My husband and I were part of a class that watched a video series called Marriage on the Rock. We liked it, but it didn’t really fit a Sunday morning class schedule, so I don’t think we finished it. However, there is one phrase that we continue to use.
“All points expire at midnight.”
The speaker’s point was directed to husbands. His idea was that men generally want the credit (“relationship points” earned) for taking out trash, saying sweet things, etc. to last through to their next mistake. For example, if he forgets once to lower the toilet seat, his wife should be thankful for all of the times when he remembers, rather than be mad about the one time when he forgets. But alas, all points expire at midnight. All of the couples there got a big kick out of this because it seemed that everyone could relate. (No men-bashing here, because in my opinion women are the same way.)
Anyway, this phrase came into my head yesterday when thinking about some of my classic excuses. My biggest one, and the one that gets me in the most trouble, is thinking that I shouldn’t have to clean something because “I just did that.”
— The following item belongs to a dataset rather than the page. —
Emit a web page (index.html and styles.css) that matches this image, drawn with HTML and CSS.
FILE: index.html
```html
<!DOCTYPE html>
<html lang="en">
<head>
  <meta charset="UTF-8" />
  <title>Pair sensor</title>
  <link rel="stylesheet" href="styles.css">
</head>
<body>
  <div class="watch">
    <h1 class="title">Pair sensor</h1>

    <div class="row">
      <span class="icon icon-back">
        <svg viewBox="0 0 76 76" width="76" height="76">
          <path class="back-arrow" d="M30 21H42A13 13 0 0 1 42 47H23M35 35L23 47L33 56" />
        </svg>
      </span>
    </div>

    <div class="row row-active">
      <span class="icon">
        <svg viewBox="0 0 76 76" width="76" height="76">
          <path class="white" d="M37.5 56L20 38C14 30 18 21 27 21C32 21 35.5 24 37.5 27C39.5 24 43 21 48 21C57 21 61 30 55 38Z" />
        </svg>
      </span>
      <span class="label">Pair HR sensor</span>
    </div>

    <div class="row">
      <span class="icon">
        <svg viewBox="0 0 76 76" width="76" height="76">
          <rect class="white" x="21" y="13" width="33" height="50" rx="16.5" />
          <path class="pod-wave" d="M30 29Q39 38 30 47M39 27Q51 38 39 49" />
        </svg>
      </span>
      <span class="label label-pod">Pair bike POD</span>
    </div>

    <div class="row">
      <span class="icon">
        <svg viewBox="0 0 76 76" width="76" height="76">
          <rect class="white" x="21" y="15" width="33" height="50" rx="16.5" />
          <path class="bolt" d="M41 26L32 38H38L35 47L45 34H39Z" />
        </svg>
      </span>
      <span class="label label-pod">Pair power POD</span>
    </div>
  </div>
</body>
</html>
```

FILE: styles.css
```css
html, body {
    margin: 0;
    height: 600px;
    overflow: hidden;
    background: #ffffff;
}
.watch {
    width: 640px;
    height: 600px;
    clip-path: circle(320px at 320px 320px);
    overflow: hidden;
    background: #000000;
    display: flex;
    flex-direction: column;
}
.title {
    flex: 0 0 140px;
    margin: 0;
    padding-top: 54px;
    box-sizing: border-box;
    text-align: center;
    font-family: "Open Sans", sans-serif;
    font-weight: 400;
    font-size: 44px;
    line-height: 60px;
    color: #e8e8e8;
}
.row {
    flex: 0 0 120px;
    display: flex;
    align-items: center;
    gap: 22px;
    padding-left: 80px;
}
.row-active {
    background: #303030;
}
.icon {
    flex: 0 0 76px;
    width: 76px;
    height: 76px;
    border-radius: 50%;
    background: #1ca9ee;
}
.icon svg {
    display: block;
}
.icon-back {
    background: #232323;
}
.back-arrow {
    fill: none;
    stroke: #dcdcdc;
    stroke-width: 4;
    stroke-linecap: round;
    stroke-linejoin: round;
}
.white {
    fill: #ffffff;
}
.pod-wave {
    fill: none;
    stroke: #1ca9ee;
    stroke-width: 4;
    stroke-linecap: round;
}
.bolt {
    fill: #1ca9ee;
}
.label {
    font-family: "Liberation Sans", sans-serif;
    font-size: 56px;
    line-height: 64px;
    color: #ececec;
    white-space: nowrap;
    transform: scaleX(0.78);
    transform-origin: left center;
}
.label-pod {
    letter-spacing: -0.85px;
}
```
Last week I mopped. It had only been one week since I mopped before that (normal for most people, huge accomplishment for me), but a glass of sprite from our stomach-bug-week had been knocked over and our feet were literally sticking to the floor. I was very proud of myself. I mean, twice in two weeks?!? I must really have this housekeeping thing down, right?
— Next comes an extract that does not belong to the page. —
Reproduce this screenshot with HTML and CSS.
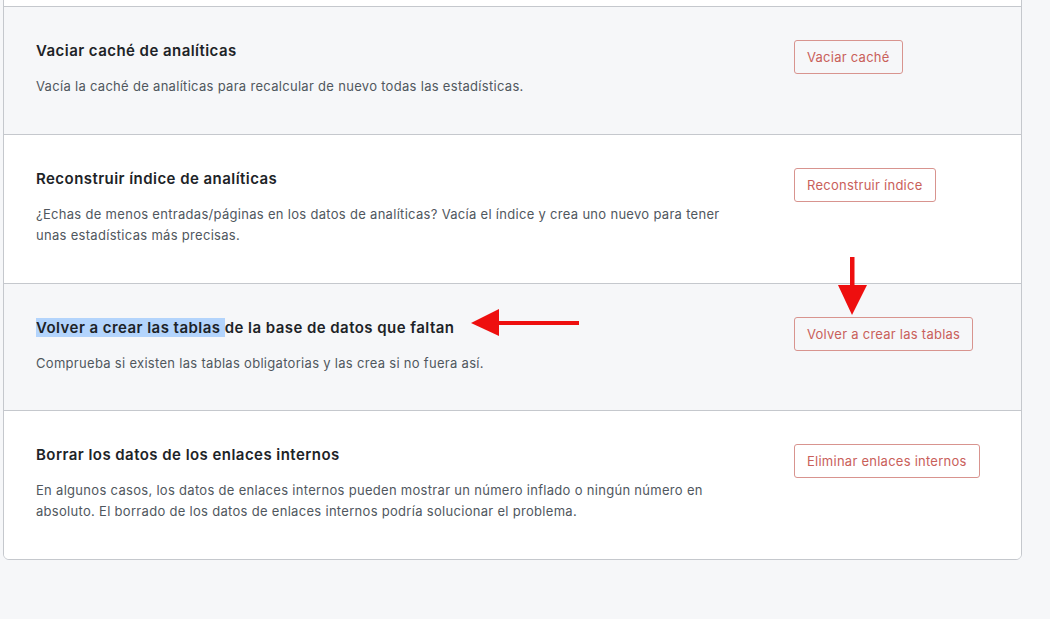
FILE: index.html
```html
<!DOCTYPE html>
<html lang="es">
<head>
    <meta charset="UTF-8">
    <meta name="viewport" content="width=device-width, initial-scale=1.0">
    <title>Herramientas de analíticas</title>
    <link rel="stylesheet" href="styles.css">
</head>
<body>
    <div class="page">
        <div class="card">
            <div class="row row-prev"></div>

            <div class="row row-alt">
                <div class="text">
                    <h3 class="title">Vaciar caché de analíticas</h3>
                    <p class="desc">Vacía la caché de analíticas para recalcular de nuevo todas las estadísticas.</p>
                </div>
                <div class="action">
                    <button class="btn">Vaciar caché</button>
                </div>
            </div>

            <div class="row">
                <div class="text">
                    <h3 class="title">Reconstruir índice de analíticas</h3>
                    <p class="desc">¿Echas de menos entradas/páginas en los datos de analíticas? Vacía el índice y crea uno nuevo para tener unas estadísticas más precisas.</p>
                </div>
                <div class="action">
                    <button class="btn">Reconstruir índice</button>
                </div>
            </div>

            <div class="row row-alt row-short">
                <div class="text">
                    <h3 class="title"><span class="selected">Volver a crear las tablas </span>de la base de datos que faltan</h3>
                    <p class="desc">Comprueba si existen las tablas obligatorias y las crea si no fuera así.</p>
                </div>
                <div class="action">
                    <button class="btn">Volver a crear las tablas</button>
                </div>
            </div>

            <div class="row">
                <div class="text">
                    <h3 class="title">Borrar los datos de los enlaces internos</h3>
                    <p class="desc">En algunos casos, los datos de enlaces internos pueden mostrar un número inflado o ningún número en absoluto. El borrado de los datos de enlaces internos podría solucionar el problema.</p>
                </div>
                <div class="action">
                    <button class="btn">Eliminar enlaces internos</button>
                </div>
            </div>
        </div>

        <!-- flechas de anotación -->
        <svg class="arrow arrow-left" width="112" height="30" viewBox="0 0 112 30">
            <rect x="26" y="12" width="82" height="4" fill="#ee0f0f"/>
            <polygon points="0,14 28,0 28,27" fill="#ee0f0f"/>
        </svg>
        <svg class="arrow arrow-down" width="32" height="62" viewBox="0 0 32 62">
            <rect x="14" y="0" width="4.5" height="32" fill="#ee0f0f"/>
            <polygon points="2,28 31,28 16,58" fill="#ee0f0f"/>
        </svg>
    </div>
</body>
</html>
```

FILE: styles.css
```css
* {
    box-sizing: border-box;
}

html, body {
    margin: 0;
    background: #f6f7f9;
}

body {
    font-family: Inter, "Noto Sans", sans-serif;
    color: #1d2327;
    height: 619px;
    overflow: hidden;
}

.page {
    display: flow-root;
    position: relative;
    padding-left: 3px;
}

.card {
    width: 1019px;
    margin-top: -40px;
    background: #fff;
    border: 1px solid #c5c8cd;
    border-radius: 6px;
    overflow: hidden;
}

.row {
    display: grid;
    grid-template-columns: 700px auto;
    column-gap: 58px;
    padding: 33px 32px 37px;
    background: #fff;
    border-top: 1px solid #c5c8cd;
}

.row-prev {
    height: 45px;
    padding: 0;
    border-top: none;
}

.row-alt {
    background: #f6f7f9;
}

.row-short {
    padding-bottom: 36px;
}

.title {
    margin: 1px 0 15px;
    font-size: 15px;
    line-height: 20px;
    font-weight: 600;
    letter-spacing: 0.45px;
    color: #1d2327;
}

.selected {
    background: #b3d4fc;
}

.desc {
    margin: 0;
    font-size: 13px;
    line-height: 21px;
    letter-spacing: 0.3px;
    color: #50575e;
}

.action {
    display: flex;
    align-items: flex-start;
}

.btn {
    height: 34px;
    padding: 0 12px;
    font-family: inherit;
    font-size: 13px;
    letter-spacing: 0.25px;
    color: #c9605a;
    background: transparent;
    border: 1px solid #d8948f;
    border-radius: 3px;
    white-space: nowrap;
}

/* flechas encima del contenido */
.arrow {
    position: absolute;
}

.arrow-left {
    left: 471px;
    top: 309px;
}

.arrow-down {
    left: 836px;
    top: 257px;
}
```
And then, the next day, my foot stuck to the floor again. Just in one little spot near the dishwasher, but it happened a few times until I couldn’t pretend it was my imagination anymore.
And do you know what thought went through my ever-so-mature brain?
“I shouldn’t have to mop again because I just mopped yesterday, and it had only been a week before that.”
Shouldn’t have to. Yes . . . . well . . . . .
This is one of those thought patterns that come so naturally to me that I’m working very hard to change. I’m fully aware of how ridiculous these types of thoughts are. I’m fully aware of the result of allowing myself to act or not act on these types of thoughts, having seen the evidence in my totally chaotic home for years.
Fully aware or not, the thoughts still pop in my head. So now I have to recognize them for their idiocy, and choose to act correctly/logically/maturely/etc.ly in spite of them.
After all, “All (housekeeping) points expire at midnight.”